Not that this is of any real significance. Any country can run a surplus simply by keeping its currency too low. I agree that Germany does produce some good stuff. I’ve just ordered a German van for my business, for example, and I don’t begrudge them being able to sell their wares on world markets.
But they should accept that they should spend what they earn and balance their trade. If they did they wouldn’t be net sucking euros out of the economies of their EZ trading partners and wrecking the ideal of European Union in the process.
“Part of the reason the UK has the fifth largest economy is because we are in the EU”

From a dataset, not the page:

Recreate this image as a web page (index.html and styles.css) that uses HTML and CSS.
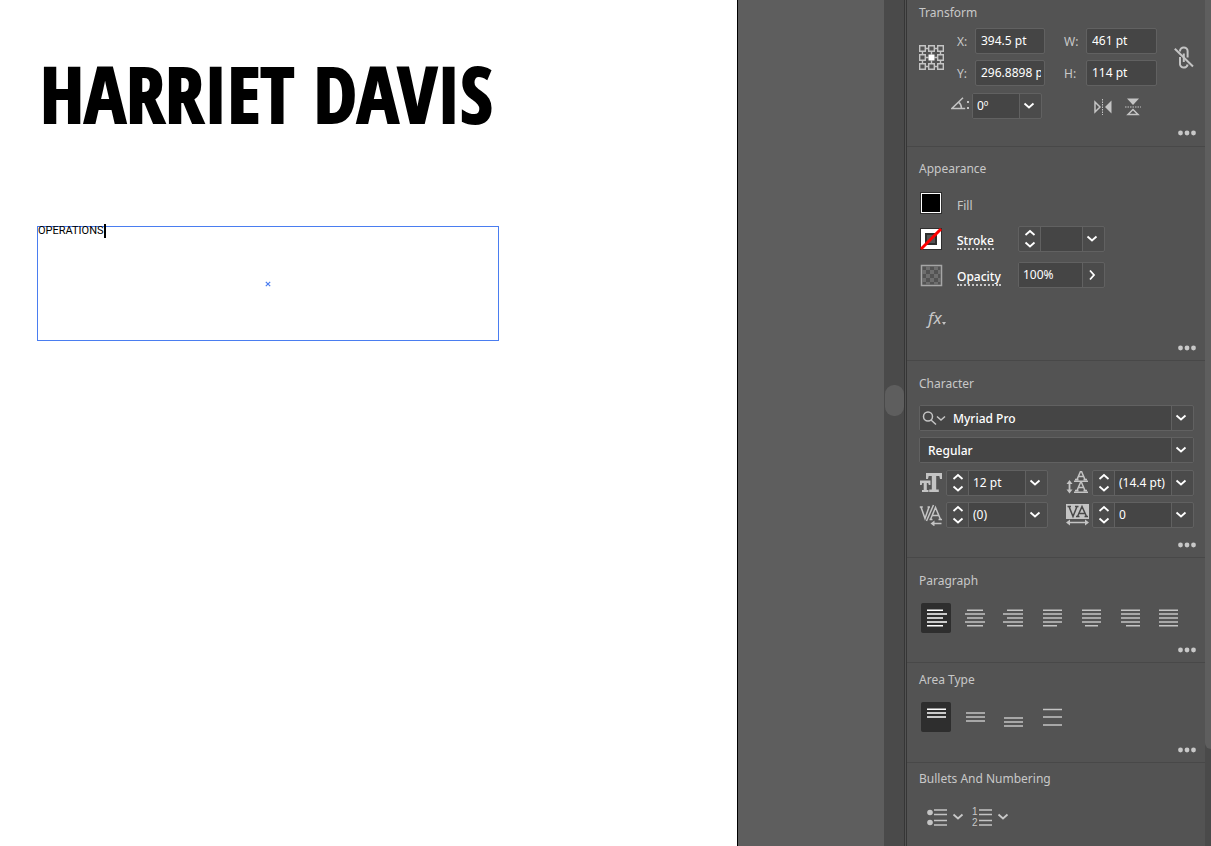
FILE: index.html
```html
<!DOCTYPE html>
<html lang="en">
<head>
<meta charset="utf-8">
<meta name="viewport" content="width=device-width, initial-scale=1">
<title>Artboard and properties</title>
<link rel="stylesheet" href="styles.css">
</head>
<body>
<svg class="defs" aria-hidden="true">
  <symbol id="down" viewBox="0 0 12 8"><path d="M1.5 1.5 6 5.5 10.500 1.5" fill="none" stroke="currentColor" stroke-width="1.800"/></symbol>
  <symbol id="up" viewBox="0 0 12 8"><path d="M1.5 6 6 2 10.500 6" fill="none" stroke="currentColor" stroke-width="1.800"/></symbol>
  <symbol id="dots" viewBox="0 0 18 6"><g fill="currentColor"><circle cx="2.500" cy="3" r="2.400"/><circle cx="9" cy="3" r="2.400"/><circle cx="15.500" cy="3" r="2.400"/></g></symbol>
</svg>
<div class="app">
  <main class="canvas">
    <div class="artboard">
      <h1 class="name">HARRIET DAVIS</h1>
      <div class="text-frame">
        <p class="frame-text">OPERATIONS<span class="caret"></span></p>
        <svg class="center-mark" viewBox="0 0 6 6" aria-hidden="true"><path d="M.8.8 5.200 5.200M5.200.8.8 5.200" stroke="#4a7df0" stroke-width="1.200"/></svg>
      </div>
    </div>
    <div class="canvas-scroll"><div class="canvas-thumb"></div></div>
  </main>

  <aside class="panel">
    <section class="section transform">
      <h2>Transform</h2>
      <div class="transform-grid">
        <button class="icon-btn refpoint" aria-label="Reference point">
          <svg width="25" height="25" viewBox="0 0 25 25"><g fill="none" stroke="#c4c4c4" stroke-width="1.400"><path d="M6.500 3.500h3M15.500 3.500h3M6.500 12.500h3M15.500 12.500h3M6.500 21.500h3M15.500 21.500h3M3.500 6.500v3M3.500 15.500v3M12.500 6.500v3M12.500 15.500v3M21.500 6.500v3M21.500 15.500v3"/><path d="M.7.7h5.600v5.600H.7zM9.700.7h5.600v5.600H9.700zM18.700.7h5.600v5.600h-5.600zM.7 9.700h5.600v5.600H.7zM18.700 9.700h5.600v5.600h-5.600zM.7 18.700h5.600v5.600H.7zM9.700 18.700h5.600v5.600H9.700zM18.700 18.700h5.600v5.600h-5.600z"/></g><path d="M9.500 9.500h6v6h-6z" fill="#fff"/></svg>
        </button>
        <label for="x">X:</label><input id="x" class="field" value="394.5 pt">
        <label for="w" class="far">W:</label><input id="w" class="field" value="461 pt">
        <button class="icon-btn link" aria-label="Constrain proportions">
          <svg width="20" height="24" viewBox="0 0 20 24" fill="none" stroke="#c4c4c4" stroke-width="2"><path d="M6 5.500V5a3.800 3.500 0 0 1 7.600 0v6.500M6 11v6.500a3.800 3.500 0 0 0 7.600 1M9.800 7.500v8.500"/><path d="M.8 2.800 19 20.500"/></svg>
        </button>
        <label for="y">Y:</label><input id="y" class="field" value="296.8898 pt">
        <label for="h" class="far">H:</label><input id="h" class="field" value="114 pt">
      </div>
      <div class="angle-row">
        <label for="angle" class="angle-label" aria-label="Angle"><svg width="20" height="14" viewBox="0 0 20 14" fill="none" stroke="#c4c4c4" stroke-width="1.500"><path d="M12 .8.9 11.500h13.300M7.500 5.200c2.300 1.600 3 3.600 3 6.300"/><path d="M16 5h2M16 11h2" stroke-width="2"/></svg></label>
        <div class="combo angle"><input id="angle" value="0º"><button aria-label="Angle presets"><svg class="chev"><use href="#down"/></svg></button></div>
        <div class="flips">
          <button class="icon-btn" aria-label="Flip horizontally"><svg width="18" height="16" viewBox="0 0 18 16"><path d="M1 3v10l5-5z" fill="none" stroke="#c4c4c4" stroke-width="1.500"/><path d="M17.500 1.500v13L11 8z" fill="#c4c4c4"/><path d="M8.500 0v16" stroke="#c4c4c4" stroke-dasharray="1.500 1"/></svg></button>
          <button class="icon-btn" aria-label="Flip vertically"><svg width="16" height="18" viewBox="0 0 16 18"><path d="M2 .5h12L8 7z" fill="#c4c4c4"/><path d="M3 16.500h10L8 11.500z" fill="none" stroke="#c4c4c4" stroke-width="1.500"/><path d="M0 9h16" stroke="#c4c4c4" stroke-dasharray="1.500 1"/></svg></button>
        </div>
      </div>
      <button class="more" aria-label="More transform options"><svg><use href="#dots"/></svg></button>
    </section>

    <section class="section appearance">
      <h2>Appearance</h2>
      <div class="look-row">
        <button class="icon-btn" aria-label="Fill color"><svg width="23" height="23" viewBox="0 0 23 23"><path fill="#2e2e2e" d="M0 0h22v22H0z"/><path fill="#fff" d="M1 1h20v20H1z"/><path fill="#000" d="M2 2h18v18H2z"/></svg></button>
        <span class="look-label">Fill</span>
      </div>
      <div class="look-row">
        <button class="icon-btn" aria-label="Stroke color"><svg width="23" height="23" viewBox="0 0 23 23"><path fill="#2e2e2e" d="M0 0h22v22H0z"/><path fill="#fff" d="M1 1h20v20H1z"/><path fill="#2e2e2e" d="M5 5h12v12H5z"/><path fill="#535353" d="M7 7h8v8H7z"/><path d="M1 21 21 1" stroke="#f00" stroke-width="3"/></svg></button>
        <button class="look-label look-link">Stroke</button>
        <div class="combo stroke"><div class="stepper"><button aria-label="Increase stroke"><svg class="chev"><use href="#up"/></svg></button><button aria-label="Decrease stroke"><svg class="chev"><use href="#down"/></svg></button></div><input aria-label="Stroke weight" value=""><button aria-label="Stroke presets"><svg class="chev"><use href="#down"/></svg></button></div>
      </div>
      <div class="look-row">
        <button class="icon-btn" aria-label="Opacity swatch"><svg width="23" height="23" viewBox="0 0 23 23"><path fill="#535353" stroke="#a6a6a6" stroke-width="1.500" d="M1.500 1.500h20v20h-20z"/><path fill="#6e6e6e" d="M6 2h4v4H6zM14 2h4v4h-4zM2 6h4v4H2zM10 6h4v4h-4zM18 6h3v4h-3zM6 10h4v4H6zM14 10h4v4h-4zM2 14h4v4H2zM10 14h4v4h-4zM18 14h3v4h-3zM6 18h4v3H6zM14 18h4v3h-4z"/></svg></button>
        <button class="look-label look-link">Opacity</button>
        <div class="combo opacity"><input aria-label="Opacity" value="100%"><button aria-label="Opacity slider"><svg width="8" height="12" viewBox="0 0 8 12"><path d="M2 1.500 6 6l-4 4.500" fill="none" stroke="#fff" stroke-width="1.800"/></svg></button></div>
      </div>
      <button class="fx" aria-label="Effects"><i>fx</i><svg width="4" height="3" viewBox="0 0 4 3"><path d="M0 0h4L2 3z" fill="#c4c4c4"/></svg></button>
      <button class="more" aria-label="More appearance options"><svg><use href="#dots"/></svg></button>
    </section>

    <section class="section character">
      <h2>Character</h2>
      <div class="rows">
        <div class="combo font"><button class="search" aria-label="Search fonts"><svg width="24" height="16" viewBox="0 0 24 16" fill="none" stroke="#c4c4c4" stroke-width="1.500"><circle cx="6" cy="6.500" r="4.500"/><path d="m9 10 5 4.500M15 6.500l4 3.500 4-3.500"/></svg></button><input aria-label="Font family" value="Myriad Pro"><button aria-label="Font list"><svg class="chev"><use href="#down"/></svg></button></div>
        <div class="combo style"><select aria-label="Font style"><option>Regular</option></select><span class="select-arrow"><svg class="chev"><use href="#down"/></svg></span></div>
        <div class="char-grid">
          <label for="size" aria-label="Font size"><svg width="24" height="20" viewBox="0 0 24 20" fill="#c4c4c4"><path d="M7 0h16v6h-2l-.7-3H17.200v13.500h2.600V19h-9.600v-2.500h2.600V3H9.700L9 6H7z"/><path d="M1 7.500h10.500V12H9.800l-.6-2H7.800v7h1.700v2H3v-2h1.700v-7H3.300l-.6 2H1z"/></svg></label>
          <div class="combo"><div class="stepper"><button aria-label="Increase size"><svg class="chev"><use href="#up"/></svg></button><button aria-label="Decrease size"><svg class="chev"><use href="#down"/></svg></button></div><input id="size" value="12 pt"><button aria-label="Size presets"><svg class="chev"><use href="#down"/></svg></button></div>
          <label for="leading" class="second" aria-label="Leading"><svg width="24" height="24" viewBox="0 0 24 24" fill="none" stroke="#c4c4c4" stroke-width="1.500"><path d="M8 10.200h14M8 21.200h14M11 8.500l3.500-8h1l3.500 8M12.300 5.500h5.400M9 8.500h3.500M17.500 8.500H21M11 19.500l3.500-8h1l3.500 8M12.300 16.500h5.400M9 19.500h3.500M17.500 19.500H21"/><path d="M3.500 11v9" stroke-width="1.800"/><path d="m.5 13 3-4 3 4zM.5 18.500l3 4 3-4z" fill="#c4c4c4" stroke="none"/></svg></label>
          <div class="combo"><div class="stepper"><button aria-label="Increase leading"><svg class="chev"><use href="#up"/></svg></button><button aria-label="Decrease leading"><svg class="chev"><use href="#down"/></svg></button></div><input id="leading" value="(14.4 pt)"><button aria-label="Leading presets"><svg class="chev"><use href="#down"/></svg></button></div>
          <label for="kerning" aria-label="Kerning"><svg width="24" height="22" viewBox="0 0 24 22" fill="none" stroke="#c4c4c4" stroke-width="1.500"><path d="M2 3 6 14.500 10 3M.8 3h3M8.500 3h2.500M14.500 1 7.500 17M11.500 15.500 16.500 3.500l5 12M13.500 11.500h6.500M10.500 15.500h3M19.500 15.500h3.500"/><path d="M14 19.500h8.500"/><path d="m11.500 19.500 4-3v6z" fill="#c4c4c4" stroke="none"/></svg></label>
          <div class="combo"><div class="stepper"><button aria-label="Increase kerning"><svg class="chev"><use href="#up"/></svg></button><button aria-label="Decrease kerning"><svg class="chev"><use href="#down"/></svg></button></div><input id="kerning" value="(0)"><button aria-label="Kerning presets"><svg class="chev"><use href="#down"/></svg></button></div>
          <label for="tracking" class="second" aria-label="Tracking"><svg width="24" height="22" viewBox="0 0 24 22" fill="none"><path d="M0 0h23v15H0z" fill="#c4c4c4"/><path d="m3 2.500 4 10 4-10M1.500 2.500H5M9 2.500h3.500M11.500 12.500l4.500-10 4.500 10M13.500 9.500h5M10 12.500h3.500M18.500 12.500H22" stroke="#484848" stroke-width="1.500"/><path d="M2 18.500h19" stroke="#c4c4c4" stroke-width="1.500"/><path d="m0 18.500 4-3v6zM23 18.500l-4-3v6z" fill="#c4c4c4"/></svg></label>
          <div class="combo"><div class="stepper"><button aria-label="Increase tracking"><svg class="chev"><use href="#up"/></svg></button><button aria-label="Decrease tracking"><svg class="chev"><use href="#down"/></svg></button></div><input id="tracking" value="0"><button aria-label="Tracking presets"><svg class="chev"><use href="#down"/></svg></button></div>
        </div>
      </div>
      <button class="more" aria-label="More character options"><svg><use href="#dots"/></svg></button>
    </section>

    <section class="section paragraph">
      <h2>Paragraph</h2>
      <div class="tools spread">
        <button class="tool active" aria-label="Align left"><svg viewBox="0 0 30 30"><path d="M6 7.200h16M6 11h20M6 15h16M6 19h20M6 22.800h16"/></svg></button>
        <button class="tool" aria-label="Align center"><svg viewBox="0 0 30 30"><path d="M7 7.200h16M5 11h20M7 15h16M5 19h20M7 22.800h16"/></svg></button>
        <button class="tool" aria-label="Align right"><svg viewBox="0 0 30 30"><path d="M8 7.200h16M4 11h20M8 15h16M4 19h20M8 22.800h16"/></svg></button>
        <button class="tool" aria-label="Justify, last left"><svg viewBox="0 0 30 30"><path d="M6 7.200h19M6 11h19M6 15h19M6 19h19M6 22.800h14"/></svg></button>
        <button class="tool" aria-label="Justify, last centered"><svg viewBox="0 0 30 30"><path d="M6 7.200h19M6 11h19M6 15h19M6 19h19M9 22.800h13"/></svg></button>
        <button class="tool" aria-label="Justify, last right"><svg viewBox="0 0 30 30"><path d="M6 7.200h19M6 11h19M6 15h19M6 19h19M11 22.800h14"/></svg></button>
        <button class="tool" aria-label="Justify all lines"><svg viewBox="0 0 30 30"><path d="M5 7.200h19M5 11h19M5 15h19M5 19h19M5 22.800h19"/></svg></button>
      </div>
      <button class="more" aria-label="More paragraph options"><svg><use href="#dots"/></svg></button>
    </section>

    <section class="section area">
      <h2>Area Type</h2>
      <div class="tools">
        <button class="tool active" aria-label="Align top"><svg viewBox="0 0 30 30"><path d="M6 7.200h19M6 11h19M6 15h19"/></svg></button>
        <button class="tool" aria-label="Align middle"><svg viewBox="0 0 30 30"><path d="M6 11h19M6 15h19M6 19h19"/></svg></button>
        <button class="tool" aria-label="Align bottom"><svg viewBox="0 0 30 30"><path d="M5 16h19M5 20h19M5 24h19"/></svg></button>
        <button class="tool" aria-label="Justify vertically"><svg viewBox="0 0 30 30"><path d="M5 7.500h19M5 15h19M5 23h19"/></svg></button>
      </div>
      <button class="more" aria-label="More area type options"><svg><use href="#dots"/></svg></button>
    </section>

    <section class="section bullets">
      <h2>Bullets And Numbering</h2>
      <div class="lists">
        <button class="icon-btn list" aria-label="Bullets"><svg width="20" height="24" viewBox="0 -2 20 24"><g fill="#c4c4c4"><circle cx="3" cy="5.500" r="2.800"/><circle cx="3" cy="15.500" r="2.800"/></g><path d="M7 3h13M7 7.500h13M7 13.500h13M7 18h13" stroke="#c4c4c4" stroke-width="1.500"/></svg><svg class="chev"><use href="#down"/></svg></button>
        <button class="icon-btn list" aria-label="Numbering"><svg width="20" height="24" viewBox="0 -2 20 24"><text x="0" y="8" class="digit">1</text><text x="0" y="19" class="digit">2</text><path d="M7 3h13M7 7.500h13M7 13.500h13M7 18h13" stroke="#c4c4c4" stroke-width="1.500"/></svg><svg class="chev"><use href="#down"/></svg></button>
      </div>
    </section>
  </aside>
  <div class="panel-scroll"><div class="panel-thumb"></div></div>
</div>
</body>
</html>
```
FILE: styles.css
```css
* { box-sizing: border-box; }
body {
  margin: 0;
  font-family: "Noto Sans", "Open Sans", sans-serif;
  font-size: 12px;
  line-height: 16px;
  color: #c8c8c8;
  background: #535353;
}
h1, h2, p { margin: 0; font-weight: 400; }
button, input, select {
  font: inherit;
  color: inherit;
  margin: 0;
  padding: 0;
  border: 0;
  border-radius: 0;
  background: none;
}
svg { display: block; flex: none; }
.defs { position: absolute; width: 0; height: 0; }
.chev { width: 12px; height: 8px; }

.app { display: flex; min-height: 100vh; overflow: hidden; }

.canvas { flex: 1; display: flex; min-width: 0; background: #5e5e5e; }
.artboard {
  flex: 1;
  min-width: 0;
  margin-right: 146px;
  padding: 48px 36px 0 37px;
  background: #fff;
  border-right: 1px solid #000;
  color: #000;
}
.name {
  padding-left: 3px;
  font: 800 78px/90px "Open Sans Condensed", "Liberation Sans Narrow", sans-serif;
  -webkit-text-stroke: 2px #000;
  white-space: nowrap;
}
.text-frame {
  position: relative;
  max-width: 462px;
  height: 115px;
  margin-top: 88px;
  border: 1px solid #4a7df0;
}
.frame-text {
  display: flex;
  font: 400 11px/8px Roboto, "Liberation Sans", sans-serif;
}
.caret { width: 2px; height: 14px; margin-top: -3px; background: #000; }
.center-mark { position: absolute; inset: 0; margin: auto; width: 6px; height: 6px; }

.canvas-scroll { width: 20px; padding: 385px 0 0 1px; background: #4a4a4a; }
.canvas-thumb { height: 31px; border-radius: 9px; background: #5e5e5e; }

.panel { width: 301px; border-left: 3px double #363636; background: #535353; }
.section {
  display: flex;
  flex-direction: column;
  padding: 15px 11px 4px 12px;
  border-bottom: 1px solid #484848;
}
.section h2 { font-size: 12px; line-height: 16px; }
.more {
  align-self: flex-end;
  display: grid;
  place-items: center;
  width: 18px;
  height: 16px;
  margin-right: -2px;
  color: #c8c8c8;
}
.more svg { width: 18px; height: 6px; }
.icon-btn { display: grid; place-items: center; }

.field, .combo {
  height: 26px;
  border: 1px solid #616161;
  border-radius: 2px;
  color: #fff;
}
.field { width: 100%; min-width: 0; padding: 0 3px 2px 5px; background: #454545; background-clip: padding-box; }
.combo { display: flex; background: #4b4b4b; }
.combo > input { flex: 1; min-width: 0; padding: 0 0 0 4px; background: #454545; }
.combo > button { display: grid; place-items: center; width: 22px; padding-right: 3px; border-left: 1px solid #616161; }
.stepper { display: grid; grid-template-rows: 1fr 1fr; width: 22px; border-right: 1px solid #616161; }
.stepper button { display: grid; place-items: center; }

.section.transform { padding-top: 5px; padding-bottom: 5px; }
.transform-grid {
  display: grid;
  grid-template-columns: 32px 24px 70px 41px 71px 1fr;
  row-gap: 6px;
  margin-top: 7px;
}
.transform-grid label { padding: 6px 0 0 6px; }
.transform-grid .far { padding-left: 19px; }
.refpoint { grid-row: span 2; justify-items: start; }
.link { grid-column: 6; grid-row: 1 / span 2; justify-items: end; padding-top: 2px; }
.angle-row { display: flex; margin-top: 7px; padding-left: 32px; }
.angle-label { width: 21px; padding-top: 4px; }
.combo.angle { width: 70px; }
.flips { display: flex; align-items: center; gap: 13px; margin: 2px 0 0 52px; }
.transform .more { margin-top: 6px; }

.section.appearance { padding-top: 14px; }
.appearance h2 { margin-bottom: 3px; }
.look-row { display: grid; grid-template-columns: 24px 1fr 87px 89px; height: 26px; margin-top: 10px; align-items: center; }
.look-label { justify-self: start; margin: 5px 0 0 14px; }
.look-link { color: #fff; font-weight: 500; line-height: 15px; border-bottom: 2px dotted #c8c8c8; }
.fx { display: flex; align-items: flex-end; width: 22px; height: 20px; margin: 20px 0 12px 9px; font-size: 17px; line-height: 20px; }
.fx svg { margin-bottom: 3px; }

.rows { display: grid; grid-template-columns: minmax(0, 1fr); gap: 6px; margin-top: 13px; }
.combo.font > .search { width: 28px; padding: 0; border: 0; background: #454545; }
.combo.font > input { padding: 2px 0 0 5px; font-weight: 500; }
.combo.style { position: relative; }
.combo.style select { flex: 1; min-width: 0; appearance: none; padding: 2px 0 0 8px; background: #454545; font-weight: 500; }
.select-arrow {
  position: absolute;
  inset: 0 0 0 auto;
  display: grid;
  place-items: center;
  width: 22px;
  padding-right: 3px;
  border-left: 1px solid #616161;
  background: #4b4b4b;
  pointer-events: none;
}
.char-grid { display: grid; grid-template-columns: 27px 102px 44px minmax(0, 1fr); row-gap: 6px; margin-top: 1px; }
.char-grid label { display: grid; align-items: center; }
.char-grid .second { padding-left: 18px; }
.character .more { margin-top: 9px; }

.tools { display: flex; gap: 9px; margin-top: 14px; padding: 0 10px 0 2px; }
.tools.spread { justify-content: space-between; gap: 0; }
.tool { width: 30px; height: 30px; color: #c4c4c4; border-radius: 2px; }
.tool svg { width: 30px; height: 30px; stroke: currentColor; stroke-width: 1.5; }
.tool.active { background: #2e2e2e; color: #fff; }
.tools + .more { margin-top: 9px; }
.section.area, .section.bullets { padding-top: 9px; }
.area .more { margin-top: 10px; }
.section.bullets { padding-top: 8px; border: 0; }
.lists { display: flex; gap: 8px; margin: 18px 0 0 8px; }
.list { grid-template-columns: 20px 12px; gap: 5px; }
.digit { font: 10px "Liberation Sans", sans-serif; fill: #c8c8c8; }

.panel-scroll { width: 6px; background: #4a4a4a; overflow: hidden; }
.panel-thumb { width: 12px; height: 749px; border-radius: 0 0 6px 6px; background: #5e5e5e; }
```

I agree that it not fair to entirely blame the EU for the UK falling to fifth from fourth! 🙂
Chris Key – these are exactly the sort of questions we should be asking. I would differ from you in detail but wholeheartedly agree with the thrust of where you are going.
It should by now be pretty obvious that the British establishment doesn’t know how to revitalise the economy – or perhaps doesn’t want to know since it works fairly well for some just as it is. It’s an open goal for the Lib Dems if the party has the ambition.
And it’s not even terribly difficult to find answers once you start asking the right questions. It’s no secret how to build a successful economy as there is an immense amount of academic work plus any amount of practical experience and case histories to draw on. But you do have to start by asking the right questions.
“Only in recent years has the UK finally woken up and realised the critical need for a vocational education system that has helped to make Germany so successful.”
Sadly, I don’t think that the UK has yet woken up and realised that.